##### Provided data

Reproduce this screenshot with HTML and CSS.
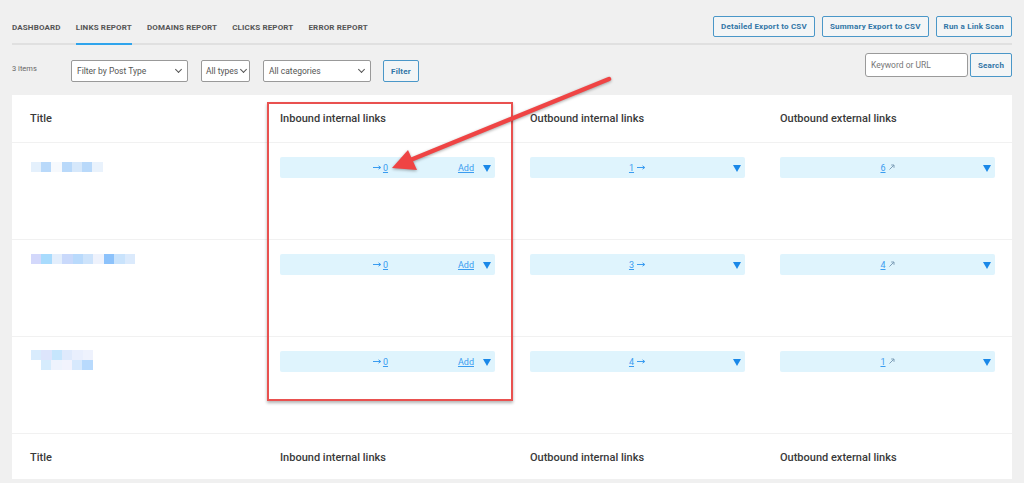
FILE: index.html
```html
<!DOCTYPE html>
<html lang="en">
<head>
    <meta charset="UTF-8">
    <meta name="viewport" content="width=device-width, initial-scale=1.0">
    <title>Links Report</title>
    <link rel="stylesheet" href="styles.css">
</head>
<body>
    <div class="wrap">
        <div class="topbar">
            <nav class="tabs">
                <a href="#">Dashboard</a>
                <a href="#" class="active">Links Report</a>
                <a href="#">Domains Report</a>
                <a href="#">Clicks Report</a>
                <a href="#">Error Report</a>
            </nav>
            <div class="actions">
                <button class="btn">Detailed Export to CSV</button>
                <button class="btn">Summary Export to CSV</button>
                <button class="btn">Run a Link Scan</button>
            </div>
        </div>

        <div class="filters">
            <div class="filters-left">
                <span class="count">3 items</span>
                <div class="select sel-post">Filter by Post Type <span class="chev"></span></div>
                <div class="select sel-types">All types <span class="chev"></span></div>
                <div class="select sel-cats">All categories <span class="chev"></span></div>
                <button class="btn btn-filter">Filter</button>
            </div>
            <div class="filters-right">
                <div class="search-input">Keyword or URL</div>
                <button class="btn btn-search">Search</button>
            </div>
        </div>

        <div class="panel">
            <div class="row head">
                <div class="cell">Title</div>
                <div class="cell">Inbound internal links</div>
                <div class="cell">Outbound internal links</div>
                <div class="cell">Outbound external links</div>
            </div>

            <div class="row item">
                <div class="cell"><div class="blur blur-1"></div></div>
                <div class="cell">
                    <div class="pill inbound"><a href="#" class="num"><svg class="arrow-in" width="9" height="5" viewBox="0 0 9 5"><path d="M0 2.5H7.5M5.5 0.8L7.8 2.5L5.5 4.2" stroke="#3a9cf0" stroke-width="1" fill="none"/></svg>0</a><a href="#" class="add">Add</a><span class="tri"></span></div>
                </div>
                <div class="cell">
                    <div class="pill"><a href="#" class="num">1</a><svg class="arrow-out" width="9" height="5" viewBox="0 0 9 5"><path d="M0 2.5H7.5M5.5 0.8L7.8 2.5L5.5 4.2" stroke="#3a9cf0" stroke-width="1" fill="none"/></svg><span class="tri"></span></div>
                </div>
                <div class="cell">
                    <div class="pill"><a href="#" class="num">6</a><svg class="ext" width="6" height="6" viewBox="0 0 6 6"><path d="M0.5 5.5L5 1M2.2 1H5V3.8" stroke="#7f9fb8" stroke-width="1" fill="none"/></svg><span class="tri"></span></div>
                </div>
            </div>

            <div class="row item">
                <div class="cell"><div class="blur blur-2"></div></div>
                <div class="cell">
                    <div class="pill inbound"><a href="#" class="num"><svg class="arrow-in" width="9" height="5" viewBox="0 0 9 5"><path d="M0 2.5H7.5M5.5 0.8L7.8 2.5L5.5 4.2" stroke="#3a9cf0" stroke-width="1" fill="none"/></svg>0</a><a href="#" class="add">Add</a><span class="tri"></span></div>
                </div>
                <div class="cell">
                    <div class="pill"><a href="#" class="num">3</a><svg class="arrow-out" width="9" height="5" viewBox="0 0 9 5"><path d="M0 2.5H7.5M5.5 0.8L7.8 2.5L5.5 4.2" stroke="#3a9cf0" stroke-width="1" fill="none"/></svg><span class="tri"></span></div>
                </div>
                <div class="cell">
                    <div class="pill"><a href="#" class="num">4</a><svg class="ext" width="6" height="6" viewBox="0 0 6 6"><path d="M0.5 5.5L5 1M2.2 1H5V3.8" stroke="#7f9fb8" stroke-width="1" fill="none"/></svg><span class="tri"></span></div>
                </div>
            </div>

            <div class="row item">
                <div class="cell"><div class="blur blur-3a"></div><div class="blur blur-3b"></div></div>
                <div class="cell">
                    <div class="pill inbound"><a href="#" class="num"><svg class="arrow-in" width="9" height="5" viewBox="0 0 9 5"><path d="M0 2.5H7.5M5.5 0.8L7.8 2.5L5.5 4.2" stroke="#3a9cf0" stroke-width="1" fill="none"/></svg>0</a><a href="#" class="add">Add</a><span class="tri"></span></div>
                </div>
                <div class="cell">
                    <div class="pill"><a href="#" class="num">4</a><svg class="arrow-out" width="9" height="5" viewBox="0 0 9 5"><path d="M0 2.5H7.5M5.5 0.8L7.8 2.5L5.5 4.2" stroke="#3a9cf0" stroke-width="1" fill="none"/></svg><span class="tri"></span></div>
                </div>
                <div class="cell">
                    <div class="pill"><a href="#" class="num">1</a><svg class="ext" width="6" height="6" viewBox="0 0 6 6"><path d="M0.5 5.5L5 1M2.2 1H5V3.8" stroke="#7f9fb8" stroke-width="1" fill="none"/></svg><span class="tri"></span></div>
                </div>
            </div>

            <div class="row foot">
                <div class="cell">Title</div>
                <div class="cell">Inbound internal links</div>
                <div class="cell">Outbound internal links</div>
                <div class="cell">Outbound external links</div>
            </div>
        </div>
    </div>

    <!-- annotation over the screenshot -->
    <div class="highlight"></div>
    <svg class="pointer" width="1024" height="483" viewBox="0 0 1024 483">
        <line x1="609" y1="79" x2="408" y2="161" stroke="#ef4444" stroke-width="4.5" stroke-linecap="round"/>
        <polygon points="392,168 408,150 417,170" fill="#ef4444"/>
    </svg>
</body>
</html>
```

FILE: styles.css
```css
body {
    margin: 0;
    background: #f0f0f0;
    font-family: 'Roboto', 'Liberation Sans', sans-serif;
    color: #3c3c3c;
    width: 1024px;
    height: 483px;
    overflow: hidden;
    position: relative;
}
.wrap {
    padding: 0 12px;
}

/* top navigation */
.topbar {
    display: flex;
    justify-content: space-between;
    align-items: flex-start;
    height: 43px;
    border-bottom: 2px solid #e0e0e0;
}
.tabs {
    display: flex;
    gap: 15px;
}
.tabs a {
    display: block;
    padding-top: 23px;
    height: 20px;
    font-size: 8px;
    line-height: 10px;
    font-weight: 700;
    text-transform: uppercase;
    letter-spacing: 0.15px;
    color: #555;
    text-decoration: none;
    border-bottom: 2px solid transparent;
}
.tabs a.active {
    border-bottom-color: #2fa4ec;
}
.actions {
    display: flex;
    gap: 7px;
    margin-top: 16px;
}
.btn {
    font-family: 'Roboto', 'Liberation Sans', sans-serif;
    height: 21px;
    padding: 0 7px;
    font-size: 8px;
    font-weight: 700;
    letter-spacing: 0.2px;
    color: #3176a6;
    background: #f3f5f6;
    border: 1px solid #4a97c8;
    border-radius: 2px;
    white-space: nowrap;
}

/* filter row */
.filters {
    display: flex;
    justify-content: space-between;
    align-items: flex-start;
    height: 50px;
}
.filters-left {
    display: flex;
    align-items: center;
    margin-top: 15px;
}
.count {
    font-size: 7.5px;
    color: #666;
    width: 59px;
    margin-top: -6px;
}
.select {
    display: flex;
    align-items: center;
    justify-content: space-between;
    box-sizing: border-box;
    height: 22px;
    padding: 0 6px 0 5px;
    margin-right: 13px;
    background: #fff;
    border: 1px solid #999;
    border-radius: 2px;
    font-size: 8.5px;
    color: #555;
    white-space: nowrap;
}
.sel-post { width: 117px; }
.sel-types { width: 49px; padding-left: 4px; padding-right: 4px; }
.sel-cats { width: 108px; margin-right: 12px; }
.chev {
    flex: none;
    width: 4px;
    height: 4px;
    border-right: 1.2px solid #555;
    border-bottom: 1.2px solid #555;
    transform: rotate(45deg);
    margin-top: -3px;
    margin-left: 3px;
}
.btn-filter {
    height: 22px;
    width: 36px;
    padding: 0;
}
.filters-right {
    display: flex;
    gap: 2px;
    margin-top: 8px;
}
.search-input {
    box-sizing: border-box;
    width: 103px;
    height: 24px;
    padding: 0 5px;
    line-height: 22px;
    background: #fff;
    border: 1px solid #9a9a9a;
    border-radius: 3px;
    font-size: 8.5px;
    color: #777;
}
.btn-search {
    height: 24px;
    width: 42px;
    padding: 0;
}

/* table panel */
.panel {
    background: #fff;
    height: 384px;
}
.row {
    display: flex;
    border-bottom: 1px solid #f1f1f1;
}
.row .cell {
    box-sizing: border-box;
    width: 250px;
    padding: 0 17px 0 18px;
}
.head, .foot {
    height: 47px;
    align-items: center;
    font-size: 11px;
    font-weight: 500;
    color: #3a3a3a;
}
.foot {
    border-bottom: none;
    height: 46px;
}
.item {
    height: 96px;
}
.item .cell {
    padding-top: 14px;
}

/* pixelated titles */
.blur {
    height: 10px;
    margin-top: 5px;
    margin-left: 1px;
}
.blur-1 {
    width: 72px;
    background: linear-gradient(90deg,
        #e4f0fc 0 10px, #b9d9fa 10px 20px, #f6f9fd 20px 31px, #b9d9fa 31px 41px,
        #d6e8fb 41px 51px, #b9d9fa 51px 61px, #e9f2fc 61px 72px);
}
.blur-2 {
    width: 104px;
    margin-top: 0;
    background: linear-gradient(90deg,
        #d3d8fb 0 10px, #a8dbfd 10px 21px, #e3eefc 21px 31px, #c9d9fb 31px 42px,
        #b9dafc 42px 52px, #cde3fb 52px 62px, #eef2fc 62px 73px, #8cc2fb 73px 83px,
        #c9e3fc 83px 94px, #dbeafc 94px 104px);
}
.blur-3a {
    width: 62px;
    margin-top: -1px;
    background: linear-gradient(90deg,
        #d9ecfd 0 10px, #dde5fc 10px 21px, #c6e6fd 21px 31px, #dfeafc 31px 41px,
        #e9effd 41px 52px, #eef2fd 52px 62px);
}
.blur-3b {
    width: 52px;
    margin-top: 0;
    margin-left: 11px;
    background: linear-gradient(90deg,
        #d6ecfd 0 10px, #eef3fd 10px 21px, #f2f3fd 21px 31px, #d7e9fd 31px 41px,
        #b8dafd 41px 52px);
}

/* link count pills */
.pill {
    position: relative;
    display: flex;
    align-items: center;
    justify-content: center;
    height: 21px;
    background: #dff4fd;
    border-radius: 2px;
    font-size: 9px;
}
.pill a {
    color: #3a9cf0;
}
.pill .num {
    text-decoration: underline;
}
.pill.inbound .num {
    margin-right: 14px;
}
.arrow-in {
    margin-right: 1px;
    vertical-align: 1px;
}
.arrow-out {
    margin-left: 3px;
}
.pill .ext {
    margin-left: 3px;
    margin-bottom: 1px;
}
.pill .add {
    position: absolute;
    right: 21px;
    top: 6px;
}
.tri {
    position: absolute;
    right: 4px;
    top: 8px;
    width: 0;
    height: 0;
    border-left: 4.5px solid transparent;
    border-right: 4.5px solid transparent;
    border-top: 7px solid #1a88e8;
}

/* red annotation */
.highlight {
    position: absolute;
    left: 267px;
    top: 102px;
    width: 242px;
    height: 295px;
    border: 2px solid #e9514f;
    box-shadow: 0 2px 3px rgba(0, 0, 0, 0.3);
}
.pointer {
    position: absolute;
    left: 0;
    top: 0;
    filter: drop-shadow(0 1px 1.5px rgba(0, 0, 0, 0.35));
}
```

##########

## [What is asked]
Find the word "screenshot" in the material, then list each line that holds it.

## [Completed task]
Reproduce this screenshot with HTML and CSS.
    <!-- annotation over the screenshot -->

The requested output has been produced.